The first unified state in the Armenian Highland was Urartu, mentioned in Armenian written records as the Land of Arartu or Araratian Kingdom (the Kingdom of Ararat). Formed in the Lake Van basin in the 9th c. BCE, it reached its zenith during the reigns of King Menua I, his son Argishti I and King Sarduri II, whom collectively expanded the borders of their kingdom north, south and east. In the early 8th c. Argishti crossed the Araxes River and conquered the Ararat Valley. To secure the northeastern regions of the country, in 782 BCE he founded Erebuni as an administrative and military stronghold.

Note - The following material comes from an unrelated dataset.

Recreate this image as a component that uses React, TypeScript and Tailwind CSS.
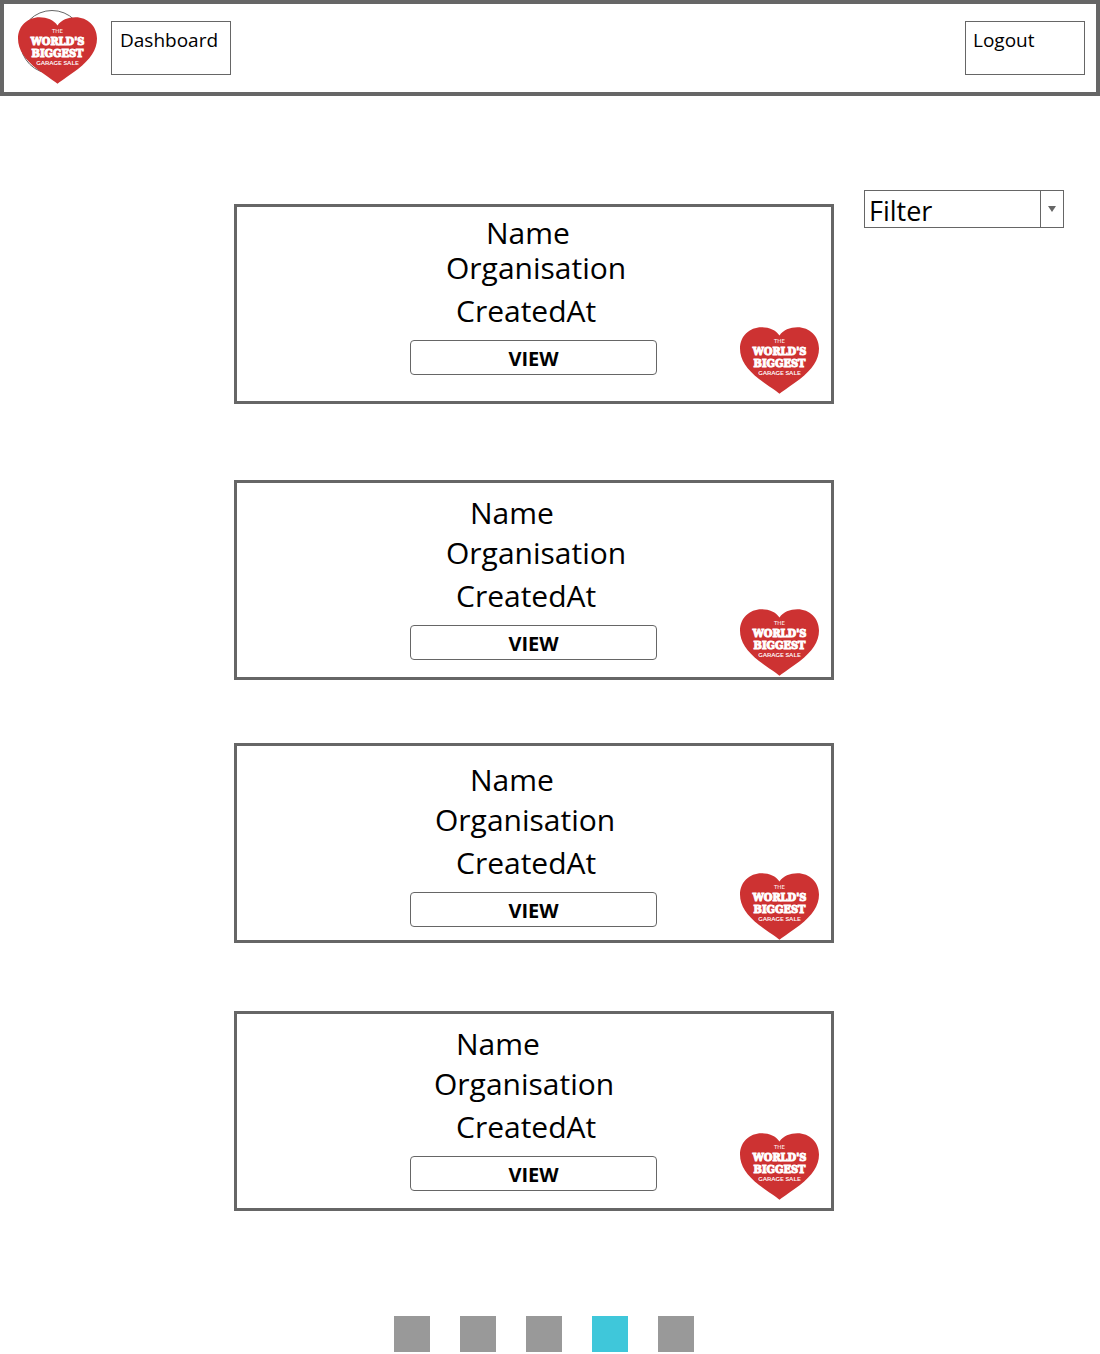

Having secured the borders of the country in time of prosperity, Urartian kings then moved to the south and conquered a number of Assyrian provinces in an attempt to gain access to the Mediterranean Sea and control of the main commercial lines.

King Rusa I (735-713) unified the country and took measures to enhance its defence. Assyria closely watched its powerful northern neighbour but soon reacted.

In the summer of 714 the Assyrian king Sargon II attacked Rusa I, defeated him and plundered the country, confiscating as war booty 2 tons of gold, 10 tons of silver and a huge number of other valuables. He was unable to completely defeat Urartu but it became a secondary power in the Ancient Near East.

Argishti II (713-685) led a flexible policy: on the one hand he tried to coerce Assyria's neighbours to rebel against Assyria while on the other he tried to establish good relations between Urartu and Assyria.

His descendant, Rusa II (685-645), led a rebirth of Urartu: he undertook large-scale construction of fortresses, canals and towns. In the years following his reign, Urartu declined. Continuous attacks by the Medes and Scythian nomadic tribes, as well as internecine feuds, eventually lead to Urartu's collapse, most probably in the first half of the 6th c. BCE.